Warren Tufts’ title comic occupied the first 32 pages, and it was followed by “Kid Colorado,” by John Wheeler. Each of the comics have nice, custom introductory pages (three pages for “Big Horn.”)

At the conclusion of the “Big Horn” adventure is an ad for “Fantasia.” Next up is a sizable chunk of “Kid Colorado.” I wasn’t able to find out much about it, other than it was the work of a British artist, John Wheeler. Here, it runs for nearly 60 pages—about half the comic book’s pages—and is followed by an ad for “Rancho.”

Now, allow me a “Wizard of Oz”-like transition (RGB files for the good stuff!). Here’s the star of our show, Kevin le Hardi. I know just enough French to make some foolish assumptions about what I’m reading, so it looks like the charming introductory page presents Kevin, his enemy Von Blunt (en français, Von Blut), and his loyal, um, squire (I had to look that one up), MacGrégor (Stub).

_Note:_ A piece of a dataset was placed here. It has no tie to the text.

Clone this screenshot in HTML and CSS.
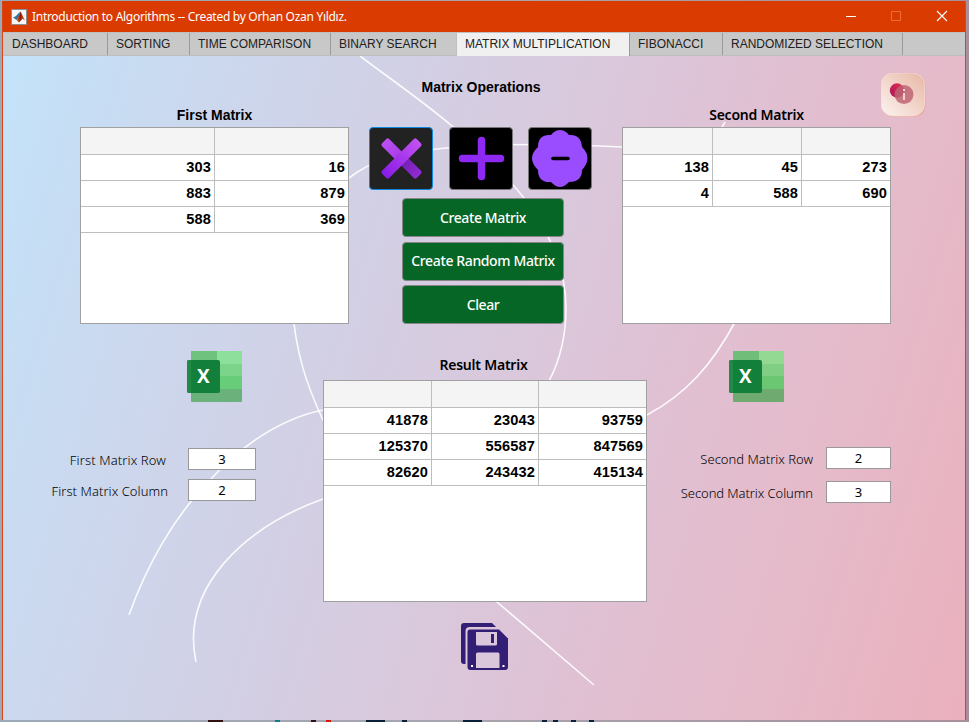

“Big Horn No. 1″ features the fourth chapter in the “Kevin the Bold” saga, “The Witch Hunt.” The action picks up with the episode that ran in Sunday comic sections on August 5, 1951.

Ici, a single Sunday episode typically runs three and a half pages (sans throwaway panels).

Au dessous, the September 2, 1951 episode starts at the end of the left-hand spread, and in the center spread, a couple of panels are reversed in order. Otherwise, the panels follow unimpeded for the remainder of the chapter.

Près de the very end of “Big Horn No. 1″ (page 124), the fifth “Kevin the Bold” chapter begins. It features the foe shown on Kevin’s introductory page, Von Blut. The second-to-last page has another example of panel re-sequencing—Von Blut’s mug originally ran on September 23 but it is plopped right in the middle of the September 30, 1951 episode. It works just fine.

Sous the final panel, it curiously states “end of the first episode,” but it’s not even the end of the September 30, 1951 episode! Not to worry, the action continues in “Big Horn No. 2.”

Malheureusement, the back cover highlights everyone but Kevin le Hardi.